Reba said:
Yes, I believe that homosexual sex is sinful.
Assuming that you do not believe heterosexual sex is sinful (if you do, I suggest joining the Shakers), you do not believe sex in itself is sinful. Thus, it can be discerned that there is something other than the sexual nature of homosexual sex that you believe to be sinful. What this something is is typically the fact that it is occuring between two people of the same sex, that is, the homosexual nature of the practice. Logic dictates that if you think it is the homosexual nature of homosexual sex that you believe to be sinful, you would believe homosexuality to be sinful.
Sin is defined as "A transgression of a religious or moral law, especially when deliberate." This of course would indicate that sin is entirely dependent on religion. Without religion, the concept of sin would not exist. As religion is for all intents and purposes mythology, that is, fundamentally impossible to prove scientifically but possibly valid ascientifically, regardless of any individual's convictions that a particular religion is "correct", the way in which scripture is interpreted is generally set by the religious scholars and priests. Now, there is a great degree of interpretation to be done. What you read in a holy book might be read entirely differently from someone else. The notion that one will generally interpret something which is ambiguous to fit their personal opinions is well understood to be true in the field of psychology.
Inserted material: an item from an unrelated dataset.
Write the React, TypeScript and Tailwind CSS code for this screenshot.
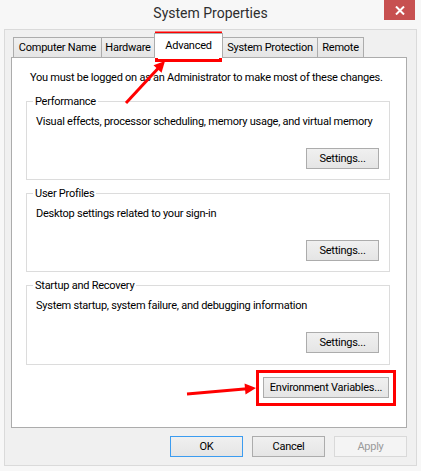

Thus, the problem of interpreting anything strikes in the field of linguistic theory. It is impossible to understand exactly what an author meant in a particular writing if the author is no longer living. If the author was alive, you could of course request clarification in order to gain a better understanding. The immediate family may understand a lot also, but we, thousands of years later reading the Bible, are several orders of magnitude removed from the original authors. It follows, then, that we cannot even possibly comprehend the precise meaning of what any particular part of the Bible was intended to mean, as colloquial definitions of words, and indeed the languages at large change at a reasonably fast pace (Compare Old English or even Middle English to Modern English, for example). Additionally, many words that were understood to mean a certain thing in specific contexts are no longer used or have been replaced with less ambiguous vocabulary.
It can be said, thus, that your belief that homosexuality is sinful is not actually grounded in scripture (because if it was, then the knowledge that there is nothing in the Bible stating homosexuality is sinful should logically cause you to disenfranchise yourself with that belief) but instead grounded in your own personal biases and predispositions. You do not actually believe homosexuality is sinful, you believe homsexuality is
wrong, which has an entirely different meaning.
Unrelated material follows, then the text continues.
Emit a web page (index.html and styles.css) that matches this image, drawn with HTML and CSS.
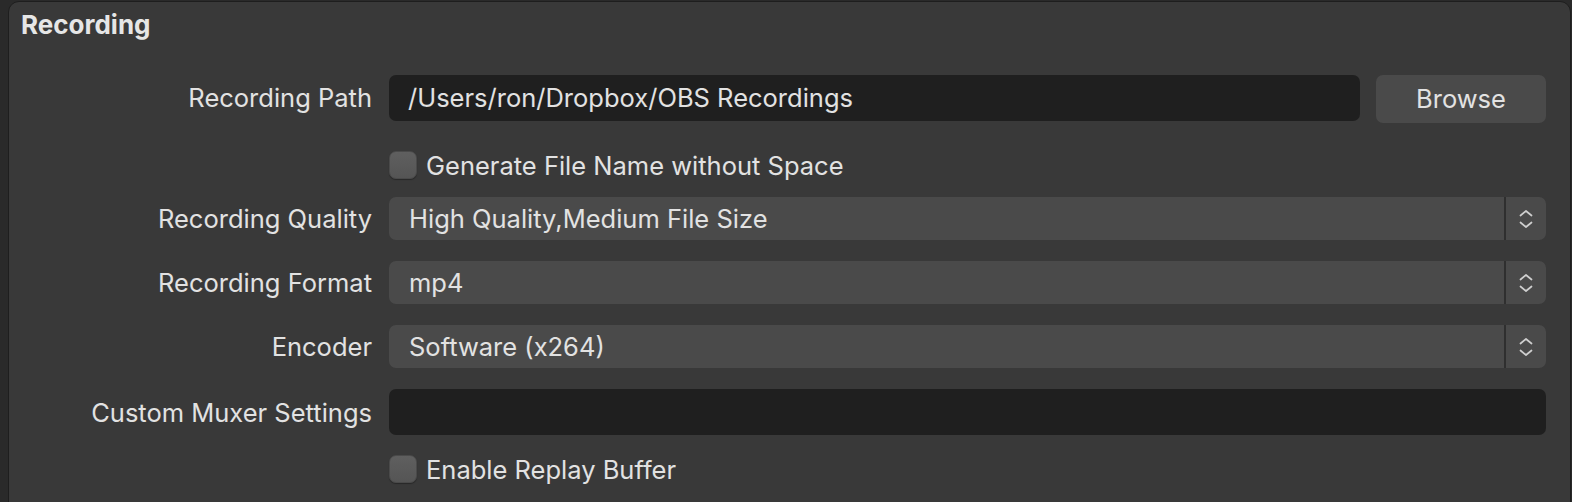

"Wrong" is an adjective which means "Not in conformity with fact or truth; incorrect or erroneous." It follows that if you believe homosexuality to be this way, that you see something fundamentally incorrect with homosexuality. This is the reason you would not support the advancement of freedom for gays and lesbians--you believe their existance to be wrong. You do not actually believe it is sinful, as the nature of sin, by direct correlation to religion, is utterly arbitrary, rather, you believe that it is wrong.
Now, to state the existence of a person is incorrect is to state that for some reason, the person is not a "correct" human. A correct human would logically be one which constitutes the definition of human properly. You do not see gay people as fully fulfilling this definition. This is the core of all homophobic arguments, and it is also the core of the arguments for racism, sexism, transphobia, ageism, audism, et al. Refusal to acknowledge the status of another human being as being principally equal to yourself. This translates very cleanly into animosity... Which in turn causes hate.
Thus, I say, regardless of whether or not you have the strength to come out of the closet and admit that you hate gay people, you do hate gay people. I cannot change your belief here, nor do I have any intent. I merely believe that you should accept your reality, and the fact that you are not the ideal Christian you would make yourself out to be. Examining the darker parts of yourself will give you a better understanding of yourself and a broader perspective of the world around you, and through it, God.